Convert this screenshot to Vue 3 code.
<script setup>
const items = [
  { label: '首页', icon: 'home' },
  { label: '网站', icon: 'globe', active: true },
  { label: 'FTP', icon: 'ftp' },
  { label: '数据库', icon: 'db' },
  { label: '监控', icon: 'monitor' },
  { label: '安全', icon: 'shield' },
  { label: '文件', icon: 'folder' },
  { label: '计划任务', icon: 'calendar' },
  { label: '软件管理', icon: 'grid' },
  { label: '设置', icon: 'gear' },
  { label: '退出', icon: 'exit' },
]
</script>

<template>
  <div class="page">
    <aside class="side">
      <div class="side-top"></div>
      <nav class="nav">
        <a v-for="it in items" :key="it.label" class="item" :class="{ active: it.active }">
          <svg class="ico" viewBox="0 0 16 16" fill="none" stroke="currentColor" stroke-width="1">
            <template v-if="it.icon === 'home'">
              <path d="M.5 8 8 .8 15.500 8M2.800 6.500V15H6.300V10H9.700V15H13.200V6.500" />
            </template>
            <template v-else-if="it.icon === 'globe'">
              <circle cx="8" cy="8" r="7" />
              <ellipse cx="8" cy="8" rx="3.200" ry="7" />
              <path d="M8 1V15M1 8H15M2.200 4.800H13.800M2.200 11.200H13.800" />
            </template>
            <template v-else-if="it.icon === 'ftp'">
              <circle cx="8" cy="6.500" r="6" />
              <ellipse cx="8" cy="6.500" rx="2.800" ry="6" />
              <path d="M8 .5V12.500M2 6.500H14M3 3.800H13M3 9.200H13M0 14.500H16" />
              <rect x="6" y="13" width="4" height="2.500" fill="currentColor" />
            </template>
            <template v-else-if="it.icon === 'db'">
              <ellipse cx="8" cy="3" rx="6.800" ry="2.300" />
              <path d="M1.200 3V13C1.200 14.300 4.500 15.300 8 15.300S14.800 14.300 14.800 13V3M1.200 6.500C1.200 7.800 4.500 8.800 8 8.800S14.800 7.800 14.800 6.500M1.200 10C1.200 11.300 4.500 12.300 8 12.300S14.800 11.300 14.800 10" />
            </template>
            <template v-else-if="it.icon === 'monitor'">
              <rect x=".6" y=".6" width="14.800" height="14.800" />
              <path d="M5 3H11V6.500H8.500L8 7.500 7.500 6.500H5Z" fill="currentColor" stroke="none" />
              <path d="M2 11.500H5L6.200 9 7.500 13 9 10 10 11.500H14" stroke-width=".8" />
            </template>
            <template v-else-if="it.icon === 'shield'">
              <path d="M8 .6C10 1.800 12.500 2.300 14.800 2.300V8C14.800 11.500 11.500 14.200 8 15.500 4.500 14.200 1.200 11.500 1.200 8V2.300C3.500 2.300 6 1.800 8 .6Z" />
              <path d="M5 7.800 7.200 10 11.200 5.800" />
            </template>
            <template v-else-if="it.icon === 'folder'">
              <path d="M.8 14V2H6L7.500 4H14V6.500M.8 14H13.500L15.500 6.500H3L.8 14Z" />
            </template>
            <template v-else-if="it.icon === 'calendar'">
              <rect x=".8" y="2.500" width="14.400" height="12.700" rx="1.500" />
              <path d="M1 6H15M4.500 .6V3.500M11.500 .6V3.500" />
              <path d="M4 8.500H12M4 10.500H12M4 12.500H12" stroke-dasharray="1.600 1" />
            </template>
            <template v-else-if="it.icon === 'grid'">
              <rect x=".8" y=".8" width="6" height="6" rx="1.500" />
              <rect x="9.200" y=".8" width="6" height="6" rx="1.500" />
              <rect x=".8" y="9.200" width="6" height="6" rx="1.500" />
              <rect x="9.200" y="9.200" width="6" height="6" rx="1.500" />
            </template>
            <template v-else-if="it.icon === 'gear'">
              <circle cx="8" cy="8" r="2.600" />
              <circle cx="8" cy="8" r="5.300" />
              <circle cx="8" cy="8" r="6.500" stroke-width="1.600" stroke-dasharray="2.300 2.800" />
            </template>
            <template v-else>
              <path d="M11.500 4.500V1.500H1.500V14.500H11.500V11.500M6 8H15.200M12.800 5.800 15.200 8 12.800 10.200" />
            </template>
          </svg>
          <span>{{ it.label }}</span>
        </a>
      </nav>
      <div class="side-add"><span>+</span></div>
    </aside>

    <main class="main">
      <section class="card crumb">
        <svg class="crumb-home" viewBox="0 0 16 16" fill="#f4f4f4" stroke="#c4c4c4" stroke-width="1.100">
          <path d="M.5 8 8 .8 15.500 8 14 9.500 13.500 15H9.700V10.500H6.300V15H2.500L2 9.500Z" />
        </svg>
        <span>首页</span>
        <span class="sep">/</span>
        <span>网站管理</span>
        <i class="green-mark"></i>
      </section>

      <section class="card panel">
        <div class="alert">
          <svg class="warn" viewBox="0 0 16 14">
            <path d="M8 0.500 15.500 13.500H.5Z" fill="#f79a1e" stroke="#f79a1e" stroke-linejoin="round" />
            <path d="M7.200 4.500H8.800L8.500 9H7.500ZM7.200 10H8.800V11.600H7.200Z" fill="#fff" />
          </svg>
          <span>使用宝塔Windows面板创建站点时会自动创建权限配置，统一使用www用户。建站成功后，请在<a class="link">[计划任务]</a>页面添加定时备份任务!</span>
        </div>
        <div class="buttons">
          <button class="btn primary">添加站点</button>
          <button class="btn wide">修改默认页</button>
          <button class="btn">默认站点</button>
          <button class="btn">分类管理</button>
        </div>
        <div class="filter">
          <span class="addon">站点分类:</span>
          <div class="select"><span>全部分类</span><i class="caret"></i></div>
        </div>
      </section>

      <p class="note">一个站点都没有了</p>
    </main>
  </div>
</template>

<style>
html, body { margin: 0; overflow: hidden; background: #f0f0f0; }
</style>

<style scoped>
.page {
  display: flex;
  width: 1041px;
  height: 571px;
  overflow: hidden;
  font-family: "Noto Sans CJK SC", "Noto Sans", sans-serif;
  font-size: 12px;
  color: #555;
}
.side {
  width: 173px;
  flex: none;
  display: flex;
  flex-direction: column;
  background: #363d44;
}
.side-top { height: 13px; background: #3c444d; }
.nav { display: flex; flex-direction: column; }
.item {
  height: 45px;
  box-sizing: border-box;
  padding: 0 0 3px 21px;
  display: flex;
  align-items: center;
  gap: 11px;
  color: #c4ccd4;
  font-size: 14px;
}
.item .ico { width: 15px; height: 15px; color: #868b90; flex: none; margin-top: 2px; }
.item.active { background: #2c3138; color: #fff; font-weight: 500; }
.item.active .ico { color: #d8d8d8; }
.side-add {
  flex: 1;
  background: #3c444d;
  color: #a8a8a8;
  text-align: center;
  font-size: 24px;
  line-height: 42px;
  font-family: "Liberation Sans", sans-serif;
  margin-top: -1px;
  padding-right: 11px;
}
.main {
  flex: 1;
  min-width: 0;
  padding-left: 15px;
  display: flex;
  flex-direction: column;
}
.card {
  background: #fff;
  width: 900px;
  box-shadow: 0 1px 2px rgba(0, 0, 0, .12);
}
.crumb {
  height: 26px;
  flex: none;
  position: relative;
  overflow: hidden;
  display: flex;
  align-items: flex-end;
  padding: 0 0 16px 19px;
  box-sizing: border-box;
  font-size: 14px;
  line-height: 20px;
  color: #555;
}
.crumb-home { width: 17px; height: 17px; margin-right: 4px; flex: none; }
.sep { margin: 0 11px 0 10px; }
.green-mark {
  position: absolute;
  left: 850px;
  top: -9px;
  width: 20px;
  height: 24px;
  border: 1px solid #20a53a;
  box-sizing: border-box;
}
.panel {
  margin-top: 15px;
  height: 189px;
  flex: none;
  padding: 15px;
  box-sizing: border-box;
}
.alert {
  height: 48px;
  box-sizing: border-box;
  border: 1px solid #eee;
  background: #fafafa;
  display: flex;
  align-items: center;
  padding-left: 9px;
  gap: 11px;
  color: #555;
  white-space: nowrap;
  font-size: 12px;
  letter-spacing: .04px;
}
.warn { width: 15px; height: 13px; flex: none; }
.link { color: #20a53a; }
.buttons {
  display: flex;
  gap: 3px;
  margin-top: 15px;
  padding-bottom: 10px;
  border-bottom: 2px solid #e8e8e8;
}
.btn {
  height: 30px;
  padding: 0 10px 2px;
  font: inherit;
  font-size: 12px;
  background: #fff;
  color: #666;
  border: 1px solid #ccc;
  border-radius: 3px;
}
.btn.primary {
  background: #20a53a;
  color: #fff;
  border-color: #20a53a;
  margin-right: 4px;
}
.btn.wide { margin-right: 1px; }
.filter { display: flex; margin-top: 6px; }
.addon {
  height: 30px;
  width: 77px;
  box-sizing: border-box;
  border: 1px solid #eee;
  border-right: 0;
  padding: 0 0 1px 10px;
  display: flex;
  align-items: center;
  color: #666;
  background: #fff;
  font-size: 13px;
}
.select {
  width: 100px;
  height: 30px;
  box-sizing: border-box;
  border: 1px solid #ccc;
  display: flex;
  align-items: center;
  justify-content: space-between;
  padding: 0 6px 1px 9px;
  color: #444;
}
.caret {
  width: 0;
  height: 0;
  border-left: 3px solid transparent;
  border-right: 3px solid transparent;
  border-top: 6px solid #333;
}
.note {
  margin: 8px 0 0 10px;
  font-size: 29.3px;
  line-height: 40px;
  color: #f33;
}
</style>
______________________________
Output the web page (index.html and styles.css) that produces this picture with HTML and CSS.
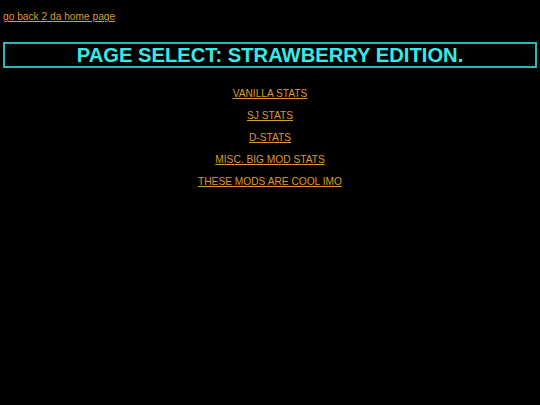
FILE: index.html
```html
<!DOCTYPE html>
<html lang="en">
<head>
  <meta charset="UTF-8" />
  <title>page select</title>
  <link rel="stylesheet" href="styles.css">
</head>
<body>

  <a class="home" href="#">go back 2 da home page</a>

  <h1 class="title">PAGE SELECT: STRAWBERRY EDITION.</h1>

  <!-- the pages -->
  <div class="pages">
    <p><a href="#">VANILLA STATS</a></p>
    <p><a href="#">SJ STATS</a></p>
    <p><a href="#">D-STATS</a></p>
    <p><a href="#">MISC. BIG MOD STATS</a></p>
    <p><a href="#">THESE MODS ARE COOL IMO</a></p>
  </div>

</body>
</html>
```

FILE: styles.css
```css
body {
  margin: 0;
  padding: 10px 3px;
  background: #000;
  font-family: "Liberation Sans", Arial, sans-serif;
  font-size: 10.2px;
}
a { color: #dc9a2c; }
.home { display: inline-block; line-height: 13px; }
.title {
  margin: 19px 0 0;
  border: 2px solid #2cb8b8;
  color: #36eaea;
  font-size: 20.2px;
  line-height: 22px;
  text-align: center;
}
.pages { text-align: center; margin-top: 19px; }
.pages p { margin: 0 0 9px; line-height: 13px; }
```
______________________________
Task to complete:
Check each line above for "this" and return the ones that have it.

Reply to the task:
Convert this screenshot to Vue 3 code.
Output the web page (index.html and styles.css) that produces this picture with HTML and CSS.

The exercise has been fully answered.